■ TASK OBJECTIVE
Extract all lines from the data beneath that include the word "styles".
— start DATA EXTRACT —
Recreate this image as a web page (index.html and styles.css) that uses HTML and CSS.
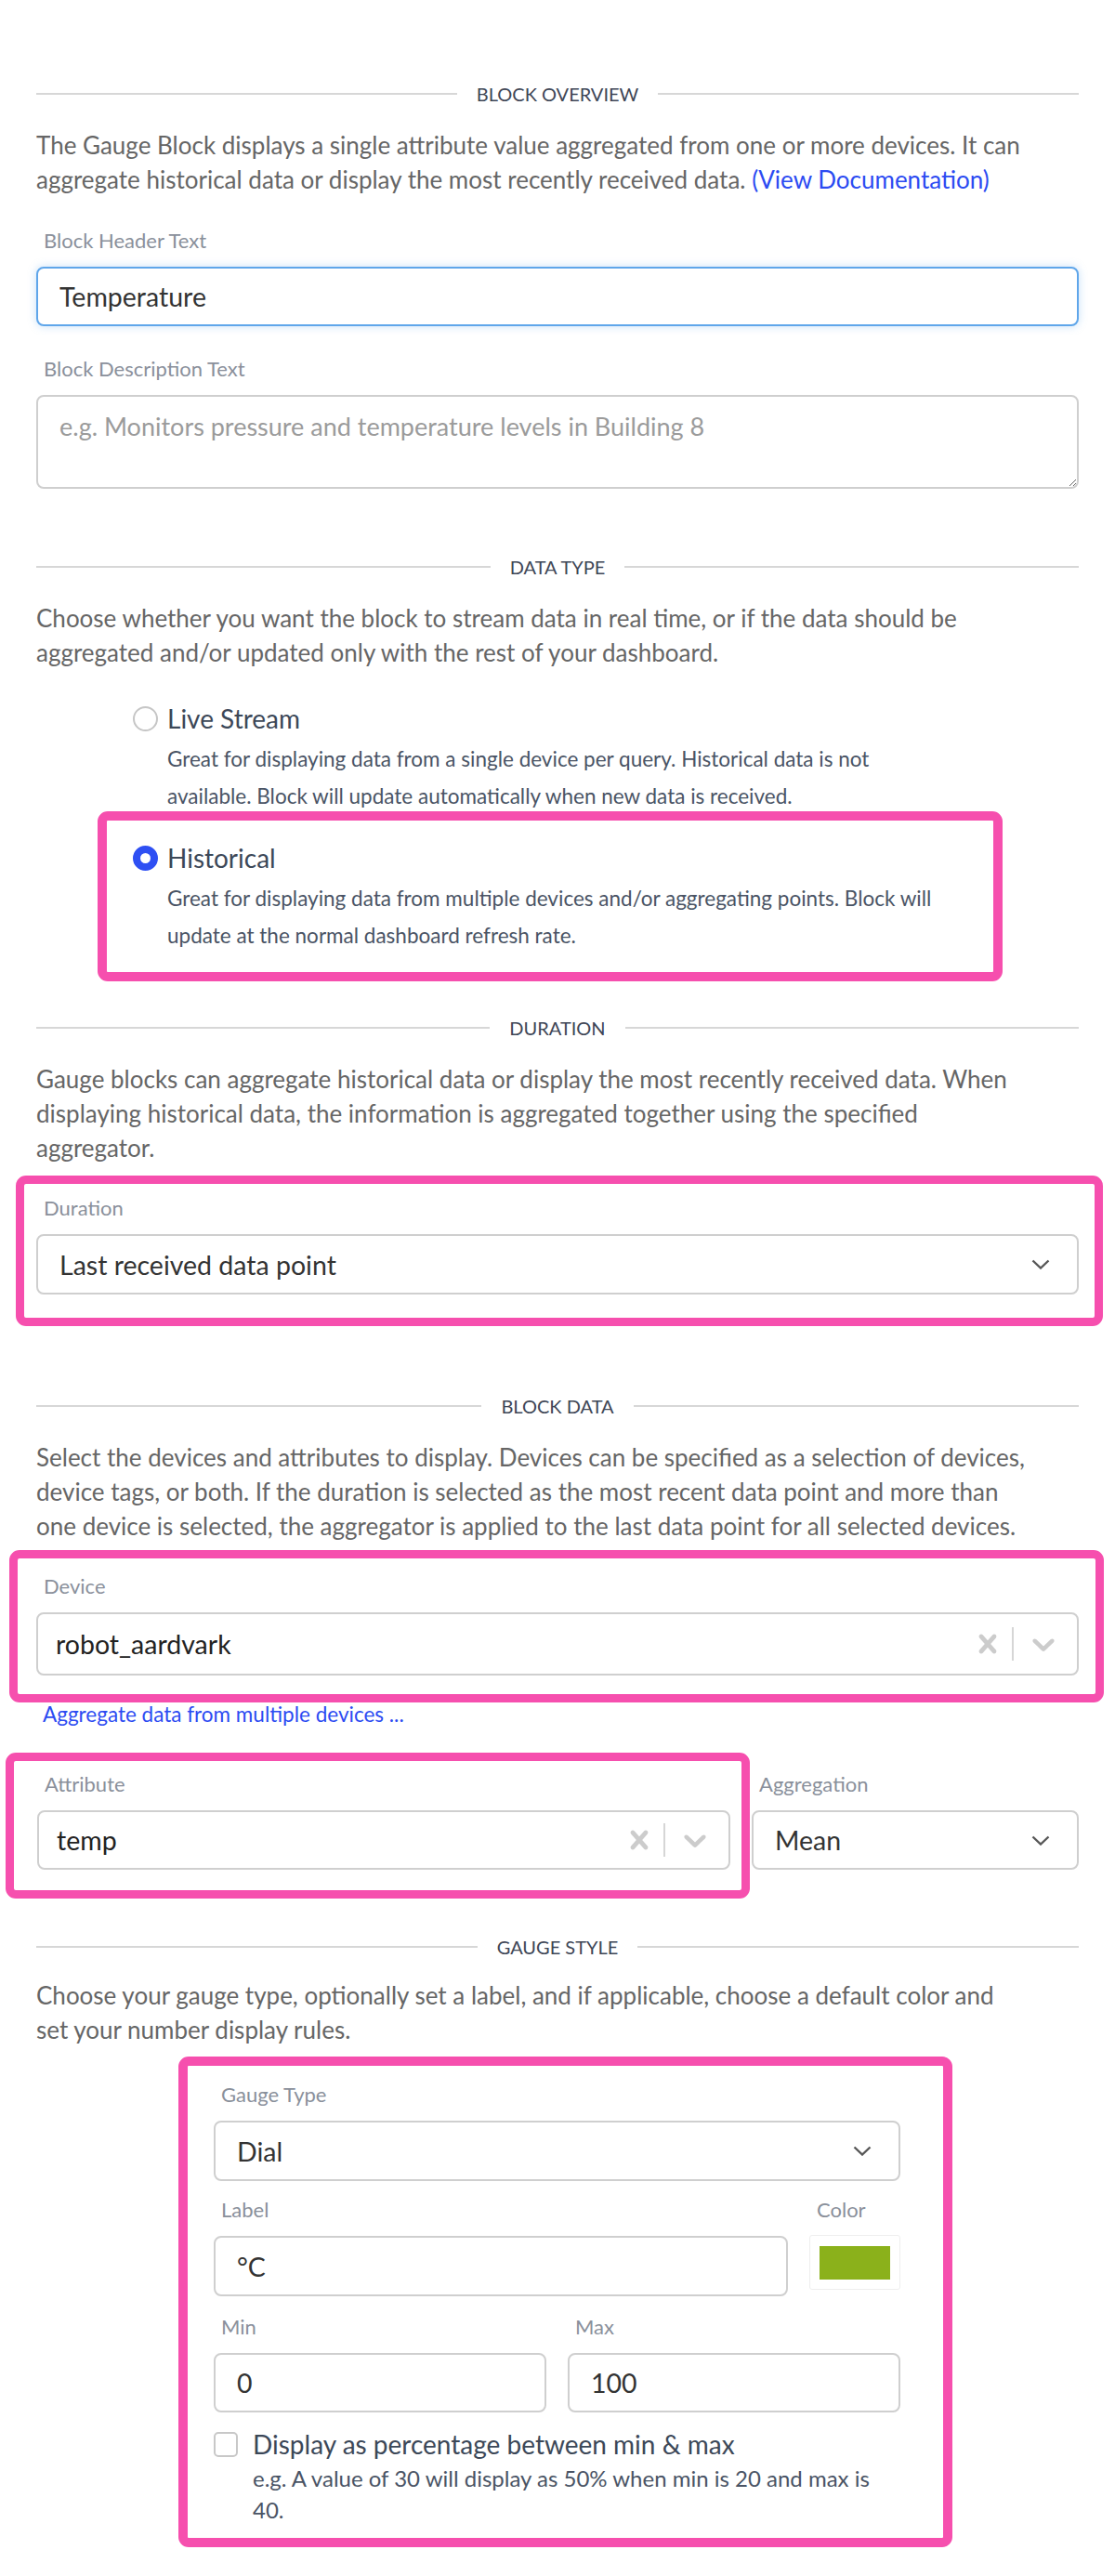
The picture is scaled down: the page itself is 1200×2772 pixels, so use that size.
FILE: index.html
```html
<!DOCTYPE html>
<html lang="en">
<head>
    <meta charset="UTF-8">
    <meta name="viewport" content="width=device-width, initial-scale=1.0">
    <title>Gauge Block</title>
    <link rel="stylesheet" href="styles.css">
</head>
<body>
    <div class="panel">
        <div class="divider"><span>Block Overview</span></div>
        <p class="text">The Gauge Block displays a single attribute value aggregated from one or more devices. It can<br>aggregate historical data or display the most recently received data. <a href="#">(View Documentation)</a></p>

        <div class="field first">
            <label>Block Header Text</label>
            <input class="input focused" type="text" value="Temperature">
        </div>
        <div class="field">
            <label>Block Description Text</label>
            <textarea class="input area" placeholder="e.g. Monitors pressure and temperature levels in Building 8"></textarea>
        </div>

        <div class="divider gap-69"><span>Data Type</span></div>
        <p class="text">Choose whether you want the block to stream data in real time, or if the data should be<br>aggregated and/or updated only with the rest of your dashboard.</p>

        <div class="options">
            <div class="option">
                <div class="option-title"><span class="radio"></span>Live Stream</div>
                <div class="option-desc">Great for displaying data from a single device per query. Historical data is not<br>available. Block will update automatically when new data is received.</div>
            </div>
            <div class="option mark">
                <div class="option-title"><span class="radio checked"></span>Historical</div>
                <div class="option-desc">Great for displaying data from multiple devices and/or aggregating points. Block will<br>update at the normal dashboard refresh rate.</div>
            </div>
        </div>

        <div class="divider gap-35"><span>Duration</span></div>
        <p class="text">Gauge blocks can aggregate historical data or display the most recently received data. When<br>displaying historical data, the information is aggregated together using the specified<br>aggregator.</p>

        <div class="mark mark-duration">
            <label>Duration</label>
            <div class="input select">
                <span>Last received data point</span>
                <svg class="chevron" viewBox="0 0 20 11"><polyline points="1.5,1.5 10,9.5 18.5,1.5"/></svg>
            </div>
        </div>

        <div class="divider gap-71"><span>Block Data</span></div>
        <p class="text">Select the devices and attributes to display. Devices can be specified as a selection of devices,<br>device tags, or both. If the duration is selected as the most recent data point and more than<br>one device is selected, the aggregator is applied to the last data point for all selected devices.</p>

        <div class="mark mark-device">
            <label>Device</label>
            <div class="input picker tall">
                <span class="value">robot_aardvark</span>
                <svg class="ind" viewBox="0 0 20 20"><path d="M14.348 14.849c-0.469 0.469-1.229 0.469-1.697 0l-2.651-3.030-2.651 3.029c-0.469 0.469-1.229 0.469-1.697 0-0.469-0.469-0.469-1.229 0-1.697l2.758-3.15-2.759-3.152c-0.469-0.469-0.469-1.228 0-1.697s1.228-0.469 1.697 0l2.652 3.031 2.651-3.031c0.469-0.469 1.228-0.469 1.697 0s0.469 1.229 0 1.697l-2.758 3.152 2.758 3.15c0.469 0.469 0.469 1.229 0 1.698z"/></svg>
                <span class="sep"></span>
                <svg class="ind" viewBox="0 0 20 20"><path d="M4.516 7.548c0.436-0.446 1.043-0.481 1.576 0l3.908 3.747 3.908-3.747c0.533-0.481 1.141-0.446 1.574 0 0.436 0.445 0.408 1.197 0 1.615-0.406 0.418-4.695 4.502-4.695 4.502-0.217 0.223-0.502 0.335-0.787 0.335s-0.57-0.112-0.789-0.335c0 0-4.287-4.084-4.695-4.502s-0.436-1.17 0-1.615z"/></svg>
            </div>
        </div>
        <a class="more" href="#">Aggregate data from multiple devices ...</a>

        <div class="attr-row">
            <div class="mark mark-attr">
                <label>Attribute</label>
                <div class="input picker">
                    <span class="value">temp</span>
                    <svg class="ind" viewBox="0 0 20 20"><path d="M14.348 14.849c-0.469 0.469-1.229 0.469-1.697 0l-2.651-3.030-2.651 3.029c-0.469 0.469-1.229 0.469-1.697 0-0.469-0.469-0.469-1.229 0-1.697l2.758-3.15-2.759-3.152c-0.469-0.469-0.469-1.228 0-1.697s1.228-0.469 1.697 0l2.652 3.031 2.651-3.031c0.469-0.469 1.228-0.469 1.697 0s0.469 1.229 0 1.697l-2.758 3.152 2.758 3.15c0.469 0.469 0.469 1.229 0 1.698z"/></svg>
                    <span class="sep"></span>
                    <svg class="ind" viewBox="0 0 20 20"><path d="M4.516 7.548c0.436-0.446 1.043-0.481 1.576 0l3.908 3.747 3.908-3.747c0.533-0.481 1.141-0.446 1.574 0 0.436 0.445 0.408 1.197 0 1.615-0.406 0.418-4.695 4.502-4.695 4.502-0.217 0.223-0.502 0.335-0.787 0.335s-0.57-0.112-0.789-0.335c0 0-4.287-4.084-4.695-4.502s-0.436-1.17 0-1.615z"/></svg>
                </div>
            </div>
            <div class="agg">
                <label>Aggregation</label>
                <div class="input select small">
                    <span>Mean</span>
                    <svg class="chevron" viewBox="0 0 20 11"><polyline points="1.5,1.5 10,9.5 18.5,1.5"/></svg>
                </div>
            </div>
        </div>

        <div class="divider gap-37"><span>Gauge Style</span></div>
        <p class="text tight">Choose your gauge type, optionally set a label, and if applicable, choose a default color and<br>set your number display rules.</p>

        <div class="mark mark-style">
            <label>Gauge Type</label>
            <div class="input select">
                <span>Dial</span>
                <svg class="chevron" viewBox="0 0 20 11"><polyline points="1.5,1.5 10,9.5 18.5,1.5"/></svg>
            </div>

            <div class="row label-row">
                <div class="col grow">
                    <label>Label</label>
                    <input class="input" type="text" value="°C">
                </div>
                <div class="col color-col">
                    <label>Color</label>
                    <div class="swatch"><span style="background: #8bb11b"></span></div>
                </div>
            </div>

            <div class="row minmax-row">
                <div class="col grow">
                    <label>Min</label>
                    <input class="input" type="text" value="0">
                </div>
                <div class="col grow">
                    <label>Max</label>
                    <input class="input" type="text" value="100">
                </div>
            </div>

            <div class="check-row">
                <span class="checkbox"></span>
                <span>Display as percentage between min &amp; max</span>
            </div>
            <div class="check-help">e.g. A value of 30 will display as 50% when min is 20 and max is<br>40.</div>
        </div>
    </div>
</body>
</html>
```

FILE: styles.css
```css
* {
    box-sizing: border-box;
}

body {
    margin: 0;
    background-color: #fff;
    font-family: Lato, "Liberation Sans", sans-serif;
}

.panel {
    width: 1200px;
    padding: 86px 39px 26px;
}

a {
    color: #2c4bf2;
    text-decoration: none;
}

/* section headings with a rule on both sides */
.divider {
    display: flex;
    align-items: center;
    gap: 21px;
    height: 30px;
    font-size: 20px;
    color: #3e4656;
    text-transform: uppercase;
}

.divider::before,
.divider::after {
    content: "";
    flex: 1;
    height: 2px;
    background-color: #d7d7d7;
}

.gap-69 { margin-top: 69px; }
.gap-35 { margin-top: 35px; }
.gap-71 { margin-top: 71px; }
.gap-37 { margin-top: 37px; }

.text {
    margin: 22px 0 0;
    font-size: 26px;
    line-height: 37px;
    color: #666;
    white-space: nowrap;
}

.text.tight {
    margin-top: 19px;
}

label {
    display: block;
    height: 30px;
    line-height: 30px;
    padding-left: 8px;
    margin-bottom: 13px;
    font-size: 22px;
    color: #8a909b;
}

.field.first {
    margin-top: 32px;
}

.field {
    margin-top: 31px;
}

.input {
    display: block;
    width: 100%;
    height: 65px;
    padding: 0 23px;
    border: 2px solid #cfcfcf;
    border-radius: 8px;
    background-color: #fff;
    font-family: inherit;
    font-size: 28.5px;
    color: #333;
    outline: none;
}

.input.focused {
    height: 64px;
    border-color: #5fa6ea;
    box-shadow: 0 0 10px rgba(95, 166, 234, 0.35);
}

.input.area {
    height: 101px;
    padding-top: 13px;
    font-size: 27px;
    line-height: 37px;
    resize: vertical;
}

.input.area::placeholder {
    color: #9b9b9b;
}

/* radio choices */
.options {
    margin: 32px 0 0 66px;
    width: 974px;
}

.option {
    padding: 0 10px 0 38px;
}

.option-title {
    display: flex;
    align-items: center;
    gap: 10px;
    height: 40px;
    font-size: 28px;
    color: #3c4858;
}

.radio {
    width: 27px;
    height: 27px;
    border: 2px solid #c6c6c6;
    border-radius: 50%;
    background-color: #fff;
}

.radio.checked {
    border: 8px solid #2e4ff3;
}

.option-desc {
    margin-top: 4px;
    padding-left: 37px;
    font-size: 22.5px;
    line-height: 40px;
    color: #4a5465;
    white-space: nowrap;
}

/* pink highlight frames */
.mark {
    border: 9px solid #f64fae;
    border-radius: 11px;
}

.option.mark {
    margin-top: -4px;
    border-width: 10px;
    padding: 20px 0 19px 28px;
}

.mark-duration {
    margin: 11px -26px 0 -22px;
    padding: 11px 17px 25px 13px;
}

.select {
    display: flex;
    align-items: center;
    justify-content: space-between;
    padding-right: 29px;
}

.chevron {
    width: 20px;
    height: 11px;
    fill: none;
    stroke: #575757;
    stroke-width: 2.4;
}

.mark-device {
    margin: 7px -27px 0 -29px;
    padding: 15px 18px 20px 20px;
}

.picker {
    display: flex;
    align-items: center;
    padding: 0 16px 0 19px;
    color: #222;
}

.picker.tall {
    height: 68px;
}

.picker .value {
    flex: 1;
}

.ind {
    width: 40px;
    height: 40px;
    fill: #cccccc;
}

.sep {
    width: 2px;
    height: 36px;
    margin: 0 12px 0 6px;
    background-color: #d6d6d6;
}

.more {
    display: block;
    margin-top: -2px;
    padding-left: 7px;
    font-size: 22.5px;
    line-height: 30px;
}

.attr-row {
    display: flex;
    margin-top: 26px;
}

.mark-attr {
    margin-left: -33px;
    width: 801px;
    padding: 10px 12px 22px 25px;
}

.mark-attr .input {
    height: 64px;
}

.agg {
    flex: 1;
    margin-left: 2px;
    padding-top: 19px;
}

.agg .input {
    height: 64px;
    padding-left: 23px;
}

.mark-style {
    margin: 10px 0 0 153px;
    width: 833px;
    border-width: 10px;
    padding: 16px 46px 13px 28px;
}

.row {
    display: flex;
    gap: 23px;
}

.col.grow {
    flex: 1;
}

.label-row {
    margin-top: 16px;
}

.minmax-row {
    margin-top: 18px;
}

.minmax-row .input {
    height: 64px;
}

.color-col {
    width: 98px;
}

.swatch {
    height: 59px;
    margin-top: -1px;
    padding: 11px 10px;
    border: 1px solid #eeeeee;
    border-radius: 3px;
}

.swatch span {
    display: block;
    height: 36px;
}

.check-row {
    display: flex;
    align-items: center;
    gap: 16px;
    margin-top: 14px;
    height: 40px;
    font-size: 28px;
    color: #3c4858;
}

.checkbox {
    width: 26px;
    height: 27px;
    border: 2px solid #c8c8c8;
    border-radius: 5px;
}

.check-help {
    padding-left: 42px;
    font-size: 24px;
    line-height: 34px;
    color: #4a5465;
}
```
— end DATA EXTRACT —
■ RESPONSE TO THE TASK
Recreate this image as a web page (index.html and styles.css) that uses HTML and CSS.
    <link rel="stylesheet" href="styles.css">
FILE: styles.css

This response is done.